▶ [TASK DESCRIPTION]
Below is some material; set it all down exactly, apart from the pictures.

▶ [RECORDED INFORMATION]
★ ★ ★

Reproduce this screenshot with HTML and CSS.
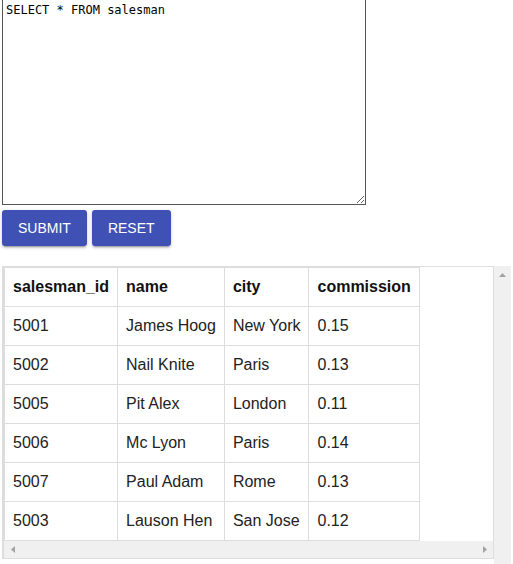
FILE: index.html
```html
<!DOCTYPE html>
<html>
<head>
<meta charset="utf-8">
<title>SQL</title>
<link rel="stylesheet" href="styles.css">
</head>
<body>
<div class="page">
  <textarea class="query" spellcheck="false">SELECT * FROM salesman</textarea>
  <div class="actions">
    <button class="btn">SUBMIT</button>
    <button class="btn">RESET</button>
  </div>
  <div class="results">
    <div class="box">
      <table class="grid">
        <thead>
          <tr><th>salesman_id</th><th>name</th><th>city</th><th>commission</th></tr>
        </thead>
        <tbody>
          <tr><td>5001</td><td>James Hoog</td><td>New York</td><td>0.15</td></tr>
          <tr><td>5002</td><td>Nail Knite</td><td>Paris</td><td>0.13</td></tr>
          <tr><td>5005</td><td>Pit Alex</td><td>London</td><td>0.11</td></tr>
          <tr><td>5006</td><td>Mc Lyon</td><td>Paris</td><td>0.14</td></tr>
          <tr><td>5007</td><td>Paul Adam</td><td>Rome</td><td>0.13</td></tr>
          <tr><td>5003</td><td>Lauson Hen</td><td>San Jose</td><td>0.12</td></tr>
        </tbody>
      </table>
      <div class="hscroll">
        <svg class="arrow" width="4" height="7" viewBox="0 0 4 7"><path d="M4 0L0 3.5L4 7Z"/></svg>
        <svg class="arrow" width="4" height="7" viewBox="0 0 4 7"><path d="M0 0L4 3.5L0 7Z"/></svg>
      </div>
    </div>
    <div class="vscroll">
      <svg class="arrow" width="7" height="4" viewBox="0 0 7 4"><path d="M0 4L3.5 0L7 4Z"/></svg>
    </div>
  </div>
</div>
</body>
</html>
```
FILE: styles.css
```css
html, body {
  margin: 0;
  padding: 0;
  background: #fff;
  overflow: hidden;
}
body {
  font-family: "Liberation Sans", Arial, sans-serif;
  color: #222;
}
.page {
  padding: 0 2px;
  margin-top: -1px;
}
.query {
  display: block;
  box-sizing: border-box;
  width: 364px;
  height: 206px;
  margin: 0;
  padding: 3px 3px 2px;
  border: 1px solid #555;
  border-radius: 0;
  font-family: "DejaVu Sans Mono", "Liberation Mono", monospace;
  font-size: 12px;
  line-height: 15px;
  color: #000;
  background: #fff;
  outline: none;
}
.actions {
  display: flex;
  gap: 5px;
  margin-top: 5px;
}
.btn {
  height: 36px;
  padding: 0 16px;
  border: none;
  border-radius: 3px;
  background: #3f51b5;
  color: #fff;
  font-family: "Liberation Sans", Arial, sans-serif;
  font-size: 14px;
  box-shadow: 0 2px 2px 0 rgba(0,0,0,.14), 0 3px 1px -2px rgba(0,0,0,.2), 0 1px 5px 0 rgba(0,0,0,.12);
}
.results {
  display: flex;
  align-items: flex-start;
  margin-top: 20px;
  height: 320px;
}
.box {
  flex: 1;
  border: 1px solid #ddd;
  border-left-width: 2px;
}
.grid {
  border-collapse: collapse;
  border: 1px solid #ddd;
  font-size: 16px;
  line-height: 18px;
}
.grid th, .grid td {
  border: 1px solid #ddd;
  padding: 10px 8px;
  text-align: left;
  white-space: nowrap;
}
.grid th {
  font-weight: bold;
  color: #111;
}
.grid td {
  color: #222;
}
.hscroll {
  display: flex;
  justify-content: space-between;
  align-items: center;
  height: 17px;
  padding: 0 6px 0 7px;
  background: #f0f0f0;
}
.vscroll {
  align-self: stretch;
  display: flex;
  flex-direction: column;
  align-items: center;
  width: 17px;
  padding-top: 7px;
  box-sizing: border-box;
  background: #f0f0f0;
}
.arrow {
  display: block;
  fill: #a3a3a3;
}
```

★ ★ ★

▶ [ANSWER TO THIS TASK]
Reproduce this screenshot with HTML and CSS.
FILE: index.html
```html
<!DOCTYPE html>
<html>
<head>
<meta charset="utf-8">
<title>SQL</title>
<link rel="stylesheet" href="styles.css">
</head>
<body>
<div class="page">
  <textarea class="query" spellcheck="false">SELECT * FROM salesman</textarea>
  <div class="actions">
    <button class="btn">SUBMIT</button>
    <button class="btn">RESET</button>
  </div>
  <div class="results">
    <div class="box">
      <table class="grid">
        <thead>
          <tr><th>salesman_id</th><th>name</th><th>city</th><th>commission</th></tr>
        </thead>
        <tbody>
          <tr><td>5001</td><td>James Hoog</td><td>New York</td><td>0.15</td></tr>
          <tr><td>5002</td><td>Nail Knite</td><td>Paris</td><td>0.13</td></tr>
          <tr><td>5005</td><td>Pit Alex</td><td>London</td><td>0.11</td></tr>
          <tr><td>5006</td><td>Mc Lyon</td><td>Paris</td><td>0.14</td></tr>
          <tr><td>5007</td><td>Paul Adam</td><td>Rome</td><td>0.13</td></tr>
          <tr><td>5003</td><td>Lauson Hen</td><td>San Jose</td><td>0.12</td></tr>
        </tbody>
      </table>
      <div class="hscroll">
        <svg class="arrow" width="4" height="7" viewBox="0 0 4 7"><path d="M4 0L0 3.5L4 7Z"/></svg>
        <svg class="arrow" width="4" height="7" viewBox="0 0 4 7"><path d="M0 0L4 3.5L0 7Z"/></svg>
      </div>
    </div>
    <div class="vscroll">
      <svg class="arrow" width="7" height="4" viewBox="0 0 7 4"><path d="M0 4L3.5 0L7 4Z"/></svg>
    </div>
  </div>
</div>
</body>
</html>
```
FILE: styles.css
```css
html, body {
  margin: 0;
  padding: 0;
  background: #fff;
  overflow: hidden;
}
body {
  font-family: "Liberation Sans", Arial, sans-serif;
  color: #222;
}
.page {
  padding: 0 2px;
  margin-top: -1px;
}
.query {
  display: block;
  box-sizing: border-box;
  width: 364px;
  height: 206px;
  margin: 0;
  padding: 3px 3px 2px;
  border: 1px solid #555;
  border-radius: 0;
  font-family: "DejaVu Sans Mono", "Liberation Mono", monospace;
  font-size: 12px;
  line-height: 15px;
  color: #000;
  background: #fff;
  outline: none;
}
.actions {
  display: flex;
  gap: 5px;
  margin-top: 5px;
}
.btn {
  height: 36px;
  padding: 0 16px;
  border: none;
  border-radius: 3px;
  background: #3f51b5;
  color: #fff;
  font-family: "Liberation Sans", Arial, sans-serif;
  font-size: 14px;
  box-shadow: 0 2px 2px 0 rgba(0,0,0,.14), 0 3px 1px -2px rgba(0,0,0,.2), 0 1px 5px 0 rgba(0,0,0,.12);
}
.results {
  display: flex;
  align-items: flex-start;
  margin-top: 20px;
  height: 320px;
}
.box {
  flex: 1;
  border: 1px solid #ddd;
  border-left-width: 2px;
}
.grid {
  border-collapse: collapse;
  border: 1px solid #ddd;
  font-size: 16px;
  line-height: 18px;
}
.grid th, .grid td {
  border: 1px solid #ddd;
  padding: 10px 8px;
  text-align: left;
  white-space: nowrap;
}
.grid th {
  font-weight: bold;
  color: #111;
}
.grid td {
  color: #222;
}
.hscroll {
  display: flex;
  justify-content: space-between;
  align-items: center;
  height: 17px;
  padding: 0 6px 0 7px;
  background: #f0f0f0;
}
.vscroll {
  align-self: stretch;
  display: flex;
  flex-direction: column;
  align-items: center;
  width: 17px;
  padding-top: 7px;
  box-sizing: border-box;
  background: #f0f0f0;
}
.arrow {
  display: block;
  fill: #a3a3a3;
}
```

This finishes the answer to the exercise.